Most Gay Men Still Don't Get What Consent Actually Is

Consent is not a straight people conversation. From Grindr to gay bars to naked parties, respecting boundaries matters inside our community too. Rejection is information, not a challenge, and safe spaces only stay safe when we hold each other accountable.

Most Gay Men Still Don't Get What Consent Actually Is

And yes, we need to talk about it.


There's a meme that keeps circulating — you've seen it. Two scenarios. One guy gets a compliment and smiles. Another guy says the same thing and gets shut down. The people sharing it want you to believe it proves hypocrisy.

It doesn't. It proves they don't understand consent.

The meme isn't about double standards. It's literally a diagram of what consent looks like.

Wanted attention is welcome. Unwanted attention isn't. That's it. That's the whole thing.

And being gay doesn't automatically exempt us from missing this. We've got our own versions of the same problem — on Grindr, at the bar, at the bathhouse, in the gym locker room. The guy who doesn't stop messaging after you've gone cold. The one who corners you at a party after you've already said you're not interested. The one who reads your polite deflection as foreplay. The one who thinks it's ok to grab your ass (or your dick) at a naked party just because you're all gay and naked.

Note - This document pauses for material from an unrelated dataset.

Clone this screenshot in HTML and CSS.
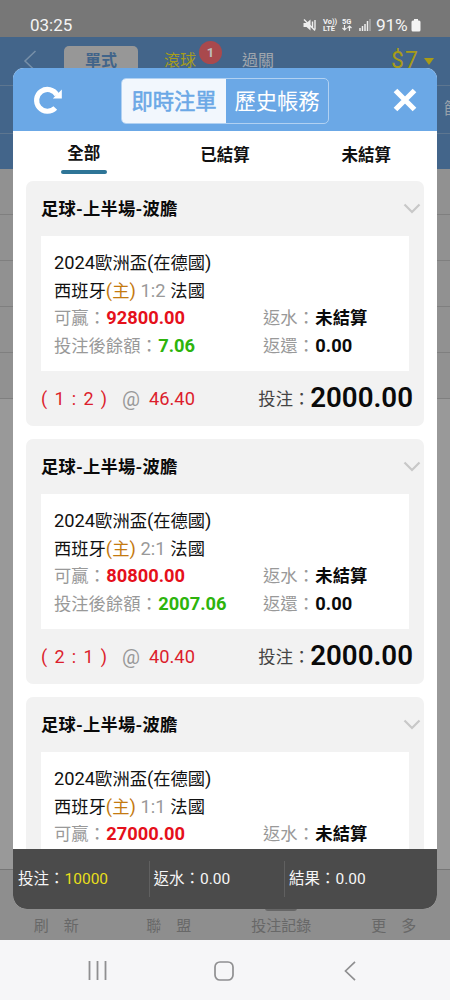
FILE: index.html
```html
<!DOCTYPE html>
<html lang="zh-Hant">
<head>
<meta charset="utf-8">
<title>即時注單</title>
<link rel="stylesheet" href="styles.css">
</head>
<body>
<div class="screen">
  <div class="status">
    <span class="clock">03:25</span>
    <svg class="mute" width="14" height="14" viewBox="0 0 14 14"><path d="M.5 5h3l4-3.500v11L3.500 9h-3z" fill="#eee"/><path d="M1 1.500l11 11M9.500 3.500v6.500M12 2v9.500" stroke="#eee" stroke-width="1.400" fill="none"/></svg>
    <span class="tiny volte">Vo))<br>LTE</span>
    <span class="tiny five">5G<svg width="10" height="6" viewBox="0 0 10 6"><path d="M2.500 0v5M.5 3l2 2 2-2M7.500 6V1M5.500 3l2-2 2 2" fill="none" stroke="#eee" stroke-width="1.200"/></svg></span>
    <svg class="signal" width="12" height="12" viewBox="0 0 12 12"><path d="M1 12V9M3.500 12V7M6 12V5M8.500 12V2" stroke="#eee" stroke-width="1.500"/><path d="M11 12V0" stroke="#aaa" stroke-width="1.500"/></svg>
    <span class="percent">91%</span>
    <svg class="battery" width="10" height="13" viewBox="0 0 10 13"><path d="M3 0h4v1.500h1q1.500 0 1.500 1.500v8q0 1.500-1.500 1.500H2Q.5 12.500.5 11V3Q.5 1.500 2 1.500h1z" fill="#f4f4f4"/></svg>
  </div>
  <div class="topbar">
    <svg class="back" width="14" height="22" viewBox="0 0 14 22"><path d="M12.500 1L2 11l10.500 10" fill="none" stroke="#7890a8" stroke-width="1.500"/></svg>
    <span class="mode active">單式</span>
    <span class="mode live">滾球<b class="badge">1</b></span>
    <span class="mode">過關</span>
    <span class="money">$7</span>
    <svg class="drop" width="10" height="7" viewBox="0 0 10 7"><path d="M0 0h10L5 7z" fill="#a99b17"/></svg>
  </div>
  <div class="subbar"><span>篩</span></div>
  <div class="bluefill"></div>
  <div class="rows"><i></i><i></i><i></i><i></i><i></i></div>
  <div class="blank"></div>
  <div class="bottombar">
    <span>刷　新</span><span>聯　盟</span><span class="record">投注記錄</span><span>更　多</span>
  </div>
  <div class="sysnav">
    <svg width="20" height="20" viewBox="0 0 20 20"><path d="M1.500 0v19M9.500 0v19M17.500 0v19" stroke="#8f8f91" stroke-width="1.800"/></svg>
    <svg width="20" height="20" viewBox="0 0 20 20"><rect x="1" y="1" width="18" height="18" rx="5" fill="none" stroke="#8f8f91" stroke-width="1.700"/></svg>
    <svg width="12" height="20" viewBox="0 0 12 20"><path d="M11 .8L1.500 10l9.500 9.200" fill="none" stroke="#8f8f91" stroke-width="1.700"/></svg>
  </div>

  <section class="modal">
    <header class="head">
      <svg class="reload" width="30" height="30" viewBox="0 0 30 30"><path d="M24 10A10.900 10.900 0 1 0 22.300 23" fill="none" stroke="#fff" stroke-width="5.200"/><path d="M28.800 4.500v8.900h-9z" fill="#fff"/></svg>
      <div class="switch"><span class="on">即時注單</span><span>歷史帳務</span></div>
      <svg class="close" width="24" height="24" viewBox="0 0 24 24"><path d="M2.500 2.500l19 19M21.500 2.500l-19 19" stroke="#fff" stroke-width="5.200"/></svg>
    </header>
    <nav class="tabs"><span class="current">全部</span><span>已結算</span><span>未結算</span></nav>
    <div class="list">
      <article class="card">
        <h2>足球-上半場-波膽<svg width="18" height="11" viewBox="0 0 18 11"><path d="M1.500 1.500L9 9l7.500-7.500" fill="none" stroke="#c8c8c8" stroke-width="2.200"/></svg></h2>
        <div class="detail">
          <p><span class="num">2024</span>歐洲盃<span class="num">(</span>在德國<span class="num">)</span></p>
          <p>西班牙<em><span class="num">(</span>主<span class="num">)</span></em> <i class="num">1:2</i> 法國</p>
          <div class="pair"><p><i>可贏：</i><b class="num red">92800.00</b></p><p><i>返水：</i><b>未結算</b></p></div>
          <div class="pair"><p><i>投注後餘額：</i><b class="num green">7.06</b></p><p><i>返還：</i><b class="num">0.00</b></p></div>
        </div>
        <div class="stake"><span class="score">( 1 : 2 )</span><span class="at">@</span><span class="odds">46.40</span><span class="label">投注：</span><b>2000.00</b></div>
      </article>
      <article class="card">
        <h2>足球-上半場-波膽<svg width="18" height="11" viewBox="0 0 18 11"><path d="M1.500 1.500L9 9l7.500-7.500" fill="none" stroke="#c8c8c8" stroke-width="2.200"/></svg></h2>
        <div class="detail">
          <p><span class="num">2024</span>歐洲盃<span class="num">(</span>在德國<span class="num">)</span></p>
          <p>西班牙<em><span class="num">(</span>主<span class="num">)</span></em> <i class="num">2:1</i> 法國</p>
          <div class="pair"><p><i>可贏：</i><b class="num red">80800.00</b></p><p><i>返水：</i><b>未結算</b></p></div>
          <div class="pair"><p><i>投注後餘額：</i><b class="num green">2007.06</b></p><p><i>返還：</i><b class="num">0.00</b></p></div>
        </div>
        <div class="stake"><span class="score">( 2 : 1 )</span><span class="at">@</span><span class="odds">40.40</span><span class="label">投注：</span><b>2000.00</b></div>
      </article>
      <article class="card">
        <h2>足球-上半場-波膽<svg width="18" height="11" viewBox="0 0 18 11"><path d="M1.500 1.500L9 9l7.500-7.500" fill="none" stroke="#c8c8c8" stroke-width="2.200"/></svg></h2>
        <div class="detail">
          <p><span class="num">2024</span>歐洲盃<span class="num">(</span>在德國<span class="num">)</span></p>
          <p>西班牙<em><span class="num">(</span>主<span class="num">)</span></em> <i class="num">1:1</i> 法國</p>
          <div class="pair"><p><i>可贏：</i><b class="num red">27000.00</b></p><p><i>返水：</i><b>未結算</b></p></div>
        </div>
      </article>
    </div>
    <footer class="totals"><span>投注：<b>10000</b></span><span>返水：0.00</span><span>結果：0.00</span></footer>
  </section>
</div>
</body>
</html>
```
FILE: styles.css
```css
* { box-sizing: border-box; }
body { margin: 0; font-family: Roboto, "Noto Sans CJK TC", sans-serif; color: #111; }
p, h2 { margin: 0; }
i, em { font-style: normal; }
svg { display: block; flex: none; }
.screen { position: relative; width: 450px; height: 1000px; overflow: hidden; display: flex; flex-direction: column; background: #989898; }
.screen > * { flex: none; }

.status { height: 37px; background: #777; display: flex; align-items: center; padding: 13px 0 0 30px; color: #f4f4f4; }
.status > * { flex: none; }
.clock { font: 17px/24px Roboto, sans-serif; width: 273px; }
.tiny { font: 700 7.500px/7px Roboto, sans-serif; height: 14px; }
.volte { margin-left: 6px; width: 19px; }
.five { width: 17px; }
.signal { margin-right: 5px; }
.percent { font: 17.300px/24px Roboto, sans-serif; width: 35px; letter-spacing: -.2px; }

.topbar { height: 49px; background: #43658a; border-bottom: 1px solid #5d7690; display: flex; align-items: center; padding-left: 23px; color: #a0a6ad; font-size: 16px; }
.back { margin-right: 27px; }
.mode { position: relative; line-height: 30px; margin-right: 46px; }
.active { background: #979797; color: #41648a; font-weight: 700; width: 74px; height: 31px; border-radius: 5px; text-align: center; margin-right: 26px; }
.live { color: #a69d1c; }
.badge { position: absolute; left: 35px; top: -5px; width: 23px; height: 23px; border-radius: 50%; background: #a9494d; color: #bdbdbd; font-size: 13px; line-height: 23px; text-align: center; }
.money { margin-left: 71px; font-size: 23px; letter-spacing: 1px; color: #a79b18; line-height: 28px; }
.drop { margin-left: 5px; }
.subbar { height: 48px; background: #43658a; border-bottom: 1px solid #5d7690; color: #98a1aa; font-size: 16px; line-height: 46px; padding-left: 444px; white-space: nowrap; overflow: hidden; }
.bluefill { height: 35px; background: #43658a; }
.rows i { display: block; height: 46px; background: #919191; border-bottom: 1px solid #7f7f7f; }
.blank { height: 470px; background: #999; }
.bottombar { height: 71px; background: #8e8e8e; border-top: 1px solid #767676; display: grid; grid-template-columns: repeat(4, 1fr); align-items: end; text-align: center; padding-bottom: 2px; color: #686868; font-size: 15px; line-height: 24px; }
.record { position: relative; }
.record::before { content: ""; position: absolute; left: 40px; top: -28px; width: 32px; height: 25px; background: #666; border-radius: 3px; }
.sysnav { height: 60px; background: #f6f6f8; display: flex; align-items: center; padding: 2px 0 0 88px; }
.sysnav svg + svg { margin-left: 106px; }
.sysnav svg:last-child { margin-left: 110px; }

.modal { position: absolute; left: 13px; top: 68px; width: 424px; height: 841px; background: #fff; border-radius: 11px 11px 14px 14px; overflow: hidden; display: flex; flex-direction: column; }
.head { flex: none; height: 63px; background: #6ba8e6; display: flex; align-items: center; padding-left: 20px; }
.switch { display: grid; grid-template-columns: 104px 102px; height: 46px; border: 1px solid #b1d1f2; border-radius: 5px; overflow: hidden; margin: 2px 64px 0 58px; color: #fff; font-size: 21.300px; line-height: 45px; text-align: center; }
.on { background: #f2f7fd; color: #6ba8e6; -webkit-text-stroke: .6px #6ba8e6; }
.tabs { flex: none; height: 50px; display: grid; grid-template-columns: repeat(3, 1fr); justify-items: center; font-size: 16.500px; font-weight: 700; line-height: 24px; padding-top: 12px; color: #111; }
.tabs span + span { padding-top: 1px; }
.current { margin-top: -1px; height: 32px; width: 46px; text-align: center; position: relative; }
.current::after { content: ""; position: absolute; left: 0; bottom: 0; width: 46px; height: 4px; border-radius: 2px; background: #2e7597; }
.list { height: 668px; overflow: hidden; }
.card { height: 245px; margin: 0 13px 13px; background: #f2f2f2; border-radius: 7px; padding: 0 15px; font-size: 17.300px; }
.card h2 { height: 55px; font-size: 17.300px; letter-spacing: .2px; line-height: 54px; display: flex; justify-content: space-between; align-items: center; margin-right: -12px; color: #0a0a0a; }
.detail { height: 135px; background: #fff; padding: 14px 13px 0; }
.detail p { height: 27.500px; line-height: 27.500px; white-space: nowrap; word-spacing: .5px; }
.detail .num { font-size: 18.300px; line-height: 1; }
.detail i { color: #999; }
.detail em { color: #c47a10; }
.pair { display: grid; grid-template-columns: 209px 1fr; }
.pair b { color: #0a0a0a; font-weight: 700; margin-left: .5px; }
.pair .red { color: #e5101b; }
.pair .green { color: #2db40c; }
.stake { height: 55px; display: flex; align-items: center; line-height: 54px; white-space: nowrap; margin-right: -4px; }
.score { width: 81px; letter-spacing: 1.400px; color: #dc1e2d; font-size: 18px; }
.at { width: 27px; color: #999; font-size: 20px; }
.odds { color: #dc1e2d; font-size: 18.300px; }
.label { margin-left: auto; color: #444; }
.stake b { font-size: 27.700px; color: #0a0a0a; font-weight: 600; position: relative; top: -1px; }
.totals { flex: none; height: 60px; background: #4b4b4b; color: #f6f6f6; display: grid; grid-template-columns: 135.500px 135.500px 1fr; align-items: center; font-size: 15.500px; line-height: 36px; }
.totals span { padding-left: 5px; }
.totals span + span { border-left: 1px solid #606060; padding-left: 4px; }
.totals b { font-weight: 400; color: #e8df1b; }
```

We do this to each other. Let's not pretend otherwise.


The "no means try harder" problem lives in gay culture too.

We inherited the same romantic mythology everyone else did — the persistent pursuer wins. Add to that a community that sometimes confuses "masculine" with "relentless," and a hookup culture that blurs lines between playful and pushy, and you've got a real problem.

"He's playing hard to get." "That's just how cruising works." "He'll come around."

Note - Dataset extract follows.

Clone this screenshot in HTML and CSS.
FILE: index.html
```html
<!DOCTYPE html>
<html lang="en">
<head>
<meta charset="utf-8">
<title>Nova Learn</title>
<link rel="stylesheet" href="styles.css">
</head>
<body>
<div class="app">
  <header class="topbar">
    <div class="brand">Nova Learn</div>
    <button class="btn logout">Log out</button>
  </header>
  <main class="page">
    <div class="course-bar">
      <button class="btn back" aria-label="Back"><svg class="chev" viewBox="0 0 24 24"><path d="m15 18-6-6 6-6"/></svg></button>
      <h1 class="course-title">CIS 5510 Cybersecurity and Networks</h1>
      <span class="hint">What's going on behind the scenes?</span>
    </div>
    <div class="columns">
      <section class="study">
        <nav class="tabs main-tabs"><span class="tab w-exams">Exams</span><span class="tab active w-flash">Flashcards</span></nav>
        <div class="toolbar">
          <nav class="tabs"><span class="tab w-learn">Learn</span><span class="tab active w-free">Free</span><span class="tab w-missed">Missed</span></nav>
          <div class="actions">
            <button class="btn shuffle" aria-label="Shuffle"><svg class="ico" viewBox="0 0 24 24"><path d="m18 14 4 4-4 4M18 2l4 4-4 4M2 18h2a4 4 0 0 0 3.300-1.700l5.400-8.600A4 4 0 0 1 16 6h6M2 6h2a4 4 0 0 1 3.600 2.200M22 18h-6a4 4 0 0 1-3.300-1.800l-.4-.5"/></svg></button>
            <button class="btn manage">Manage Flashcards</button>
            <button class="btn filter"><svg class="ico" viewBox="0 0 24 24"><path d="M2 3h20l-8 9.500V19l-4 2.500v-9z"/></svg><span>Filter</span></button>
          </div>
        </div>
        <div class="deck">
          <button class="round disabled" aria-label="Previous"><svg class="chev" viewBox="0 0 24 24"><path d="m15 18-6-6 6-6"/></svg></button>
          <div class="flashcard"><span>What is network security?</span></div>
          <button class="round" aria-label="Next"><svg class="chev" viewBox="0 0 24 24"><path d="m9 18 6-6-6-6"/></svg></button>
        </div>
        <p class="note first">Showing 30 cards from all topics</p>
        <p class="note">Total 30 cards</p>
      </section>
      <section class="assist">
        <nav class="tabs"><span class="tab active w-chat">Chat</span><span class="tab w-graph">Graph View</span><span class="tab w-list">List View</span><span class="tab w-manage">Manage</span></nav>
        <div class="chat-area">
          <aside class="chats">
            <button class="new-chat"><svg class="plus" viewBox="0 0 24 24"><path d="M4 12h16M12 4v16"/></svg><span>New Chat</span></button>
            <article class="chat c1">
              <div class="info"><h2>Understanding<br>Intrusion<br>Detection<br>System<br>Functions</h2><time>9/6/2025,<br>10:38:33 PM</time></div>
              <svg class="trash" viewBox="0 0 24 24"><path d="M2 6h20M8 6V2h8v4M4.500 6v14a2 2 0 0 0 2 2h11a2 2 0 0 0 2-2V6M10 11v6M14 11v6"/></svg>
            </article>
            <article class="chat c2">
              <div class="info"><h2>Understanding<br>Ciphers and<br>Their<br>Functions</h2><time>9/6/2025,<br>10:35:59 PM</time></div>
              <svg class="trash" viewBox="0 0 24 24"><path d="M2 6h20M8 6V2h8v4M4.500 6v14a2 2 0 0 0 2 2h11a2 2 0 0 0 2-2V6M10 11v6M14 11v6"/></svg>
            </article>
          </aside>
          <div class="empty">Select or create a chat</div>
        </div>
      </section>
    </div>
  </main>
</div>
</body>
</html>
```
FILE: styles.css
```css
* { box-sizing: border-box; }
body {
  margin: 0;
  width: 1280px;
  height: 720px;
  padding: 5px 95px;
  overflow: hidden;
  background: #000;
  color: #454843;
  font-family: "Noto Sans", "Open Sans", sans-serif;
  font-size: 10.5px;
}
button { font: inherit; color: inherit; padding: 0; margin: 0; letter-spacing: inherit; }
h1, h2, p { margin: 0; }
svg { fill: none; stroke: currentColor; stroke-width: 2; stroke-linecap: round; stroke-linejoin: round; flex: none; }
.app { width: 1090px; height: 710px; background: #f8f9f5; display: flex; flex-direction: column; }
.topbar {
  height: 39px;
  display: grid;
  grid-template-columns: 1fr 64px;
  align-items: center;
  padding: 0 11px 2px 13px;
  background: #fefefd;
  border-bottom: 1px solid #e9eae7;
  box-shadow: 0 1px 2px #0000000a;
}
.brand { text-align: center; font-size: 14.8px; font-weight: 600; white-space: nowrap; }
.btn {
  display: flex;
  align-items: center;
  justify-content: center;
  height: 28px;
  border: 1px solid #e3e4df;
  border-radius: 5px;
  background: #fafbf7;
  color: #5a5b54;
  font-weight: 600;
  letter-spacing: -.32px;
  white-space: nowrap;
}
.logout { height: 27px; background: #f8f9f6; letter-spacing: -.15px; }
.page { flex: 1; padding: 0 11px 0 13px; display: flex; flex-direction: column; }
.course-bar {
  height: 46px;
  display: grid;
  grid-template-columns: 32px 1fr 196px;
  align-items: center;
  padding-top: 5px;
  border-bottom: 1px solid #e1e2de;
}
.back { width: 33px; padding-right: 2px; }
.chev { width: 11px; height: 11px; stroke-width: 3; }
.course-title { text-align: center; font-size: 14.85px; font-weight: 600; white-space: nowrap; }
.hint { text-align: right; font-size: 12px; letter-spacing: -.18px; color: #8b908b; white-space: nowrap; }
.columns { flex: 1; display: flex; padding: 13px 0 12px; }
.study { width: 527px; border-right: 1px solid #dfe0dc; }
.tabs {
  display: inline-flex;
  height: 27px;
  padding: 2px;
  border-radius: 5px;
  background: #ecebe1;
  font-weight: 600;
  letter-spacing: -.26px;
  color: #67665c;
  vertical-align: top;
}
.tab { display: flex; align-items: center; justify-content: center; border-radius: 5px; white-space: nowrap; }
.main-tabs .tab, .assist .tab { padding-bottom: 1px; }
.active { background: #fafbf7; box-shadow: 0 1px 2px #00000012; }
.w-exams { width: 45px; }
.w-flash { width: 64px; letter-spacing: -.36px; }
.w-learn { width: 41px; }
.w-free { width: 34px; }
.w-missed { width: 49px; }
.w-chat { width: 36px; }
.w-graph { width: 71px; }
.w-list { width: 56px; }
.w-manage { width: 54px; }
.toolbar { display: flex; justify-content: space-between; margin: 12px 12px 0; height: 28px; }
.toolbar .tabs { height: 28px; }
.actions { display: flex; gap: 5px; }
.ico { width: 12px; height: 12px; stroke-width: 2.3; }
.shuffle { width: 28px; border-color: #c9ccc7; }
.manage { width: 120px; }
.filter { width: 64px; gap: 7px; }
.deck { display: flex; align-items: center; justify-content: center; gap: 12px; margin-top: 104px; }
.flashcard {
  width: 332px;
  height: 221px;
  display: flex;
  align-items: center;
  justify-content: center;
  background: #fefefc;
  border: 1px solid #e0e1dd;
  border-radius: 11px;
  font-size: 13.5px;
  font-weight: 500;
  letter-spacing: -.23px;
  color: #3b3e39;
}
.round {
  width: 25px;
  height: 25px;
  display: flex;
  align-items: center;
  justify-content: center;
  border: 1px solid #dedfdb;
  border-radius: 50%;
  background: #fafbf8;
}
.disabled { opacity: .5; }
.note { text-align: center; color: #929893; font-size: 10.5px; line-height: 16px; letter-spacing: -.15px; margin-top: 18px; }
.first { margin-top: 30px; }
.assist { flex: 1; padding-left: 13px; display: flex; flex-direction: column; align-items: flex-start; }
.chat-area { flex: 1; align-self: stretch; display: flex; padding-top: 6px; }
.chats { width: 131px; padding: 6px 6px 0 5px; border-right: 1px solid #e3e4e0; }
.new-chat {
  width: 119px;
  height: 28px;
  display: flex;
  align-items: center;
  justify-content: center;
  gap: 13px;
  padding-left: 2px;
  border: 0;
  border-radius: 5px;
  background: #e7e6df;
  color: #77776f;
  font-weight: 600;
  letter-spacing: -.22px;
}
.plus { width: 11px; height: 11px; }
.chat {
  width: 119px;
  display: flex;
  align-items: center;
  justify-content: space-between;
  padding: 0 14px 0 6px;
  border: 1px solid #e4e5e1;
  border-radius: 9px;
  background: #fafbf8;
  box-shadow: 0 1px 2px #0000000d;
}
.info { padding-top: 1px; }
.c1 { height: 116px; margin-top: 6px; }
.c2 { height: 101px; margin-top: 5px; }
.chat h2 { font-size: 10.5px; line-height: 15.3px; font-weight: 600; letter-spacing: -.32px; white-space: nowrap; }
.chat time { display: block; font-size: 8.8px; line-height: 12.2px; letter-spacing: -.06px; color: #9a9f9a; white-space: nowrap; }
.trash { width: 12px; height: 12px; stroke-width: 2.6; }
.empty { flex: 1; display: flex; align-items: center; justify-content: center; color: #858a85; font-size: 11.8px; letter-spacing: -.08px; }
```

No. He said he's not interested. That's the end of the sentence.

Persistence after a clear rejection isn't passion. It's entitlement wearing a costume. It signals that what you want matters more than what he said.


Flirting only exists when both people are in it.

This is the part that breaks a lot of guys' brains: the exact same behavior — same words, same move, same venue — can be hot with one person and harassment with another. Not because of how the other guy looks. Because of whether he wants the interaction.

That's not a double standard. That's consent.

You can want a guy to grab your ass in the back of a club and also tell a different guy to get his hands off you. Both things are true at the same time. You don't owe anyone a uniform policy on your own body.

Neither does anyone else.


What we should actually be teaching each other:

"No" is a complete sentence. It's not a negotiation opener. It's not a challenge. It's not phase one of a longer seduction.

Rejection isn't an obstacle to romance. It's information. Accurate, important, final information.

Reading the room — picking up on disinterest before someone has to say it out loud — is a skill. Develop it.

When someone goes cold, gets short, stops initiating, makes excuses — that's a no that hasn't been verbalized yet. Respect it the same way you'd respect the word itself.


The community piece matters.

We fought hard to have spaces where we could be ourselves — bars, events, apps, retreats, all of it. Those spaces only stay safe if we hold each other to a standard.

That means calling it out when we see it. That means not laughing it off as "just how guys are." That means not treating someone's discomfort as an overreaction.

We know what it feels like to have our boundaries ignored by the world outside this community. We don't get a pass on ignoring them inside it.

Consent isn't just a straight people conversation. It's ours too.